Das wird erst der Beginn des Aufwärtstrends sein. Denn überall werden offene Stellen annonciert, und zwar nicht nur für Hochqualifizierte, sondern auch für Aushilfskräfte. Zudem werden händeringend Lehrlinge gesucht. Und bei körperlich schweren Jobs etwa auf Baustellen nähert sich der Anteil der Ausländer wahrscheinlich schon der 100-Prozent-Marke.

Entwicklung der Reallöhne/Nominallöhne in Deutschland vom 2. Quartal 2017 bis zum 2. Quartal 2021
Nach einer Corona-Pause 2020 infolge eines vorübergehenden Anstiegs der Kurzarbeit, klettern die Bruttolöhne derzeit steil nach oben. © Friedrich-Naumann-Stiftung für die Freiheit

All dies hat eine positive und eine negative Seite. Positiv daran ist, dass der seit Jahrzehnten geträumte Traum der Vollbeschäftigung Realität wird. Arbeitnehmer werden sich ihre Tätigkeit aussuchen können; Arbeitgeber werden zunehmend attraktive Konditionen bieten müssen, um überhaupt noch jemanden zu finden. Die Zeit der prekären Jobs, der schlecht bezahlten Schinderei und der befristeten Verträge, wird bald zu Ende gehen. Die Verhältnisse werden an die sechziger Jahre des letzten Jahrhunderts erinnern, als die Integration von Arbeitskräften mühelos gelang und es gar keiner großen staatlichen Arbeitsmarktpolitik bedurfte.

Die negative Kehrseite heißt allerdings: zu wenig Fachkräfte für die erforderliche Digitalisierung und den industriellen Strukturwandel zu klimafreundlichen Produkten und Prozessen; eine Wachstumsschwäche, wenn das Tempo des technischen Fortschritts nicht ausreicht, die Lücke an Arbeitskräften durch Investitionen und Zuwanderung sowie Forschung und Entwicklung zu schließen; und sogar – die Horrorvision der frühen siebziger Jahre nach dem damaligen industriellen Boom - eine Lohn-Preisspirale, wenn die Geldpolitik dem Lohndruck nachgibt, um den Unternehmen Spielräume zur Kostenüberwälzung zu gewähren.
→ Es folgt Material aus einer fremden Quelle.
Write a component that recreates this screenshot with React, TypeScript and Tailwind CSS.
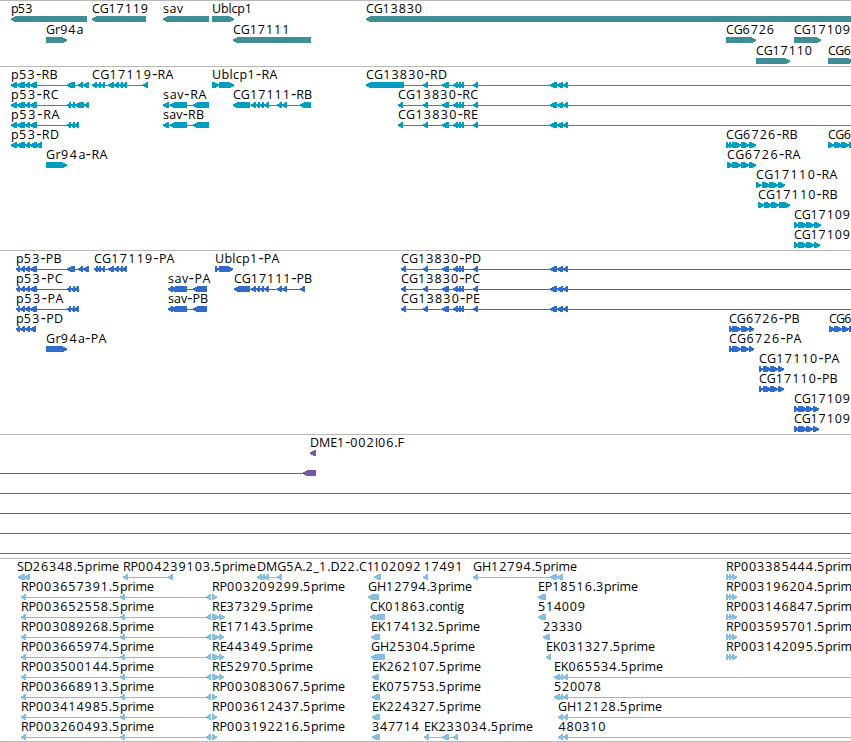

Also: Gutes und Schlechtes. Das sind einerseits große Chancen, andererseits auch gewaltige Risiken. Beides braucht kluge politische Begleitung – nach der bevorstehenden Bundestagswahl, egal wer die künftige Regierung stellt. Es geht um das, was früher „Angebotspolitik“ hieß, also um das Schaffen marktwirtschaftlicher Rahmenbedingungen, die das Wachstum des Produktionspotenzials nicht behindern, sondern fördern.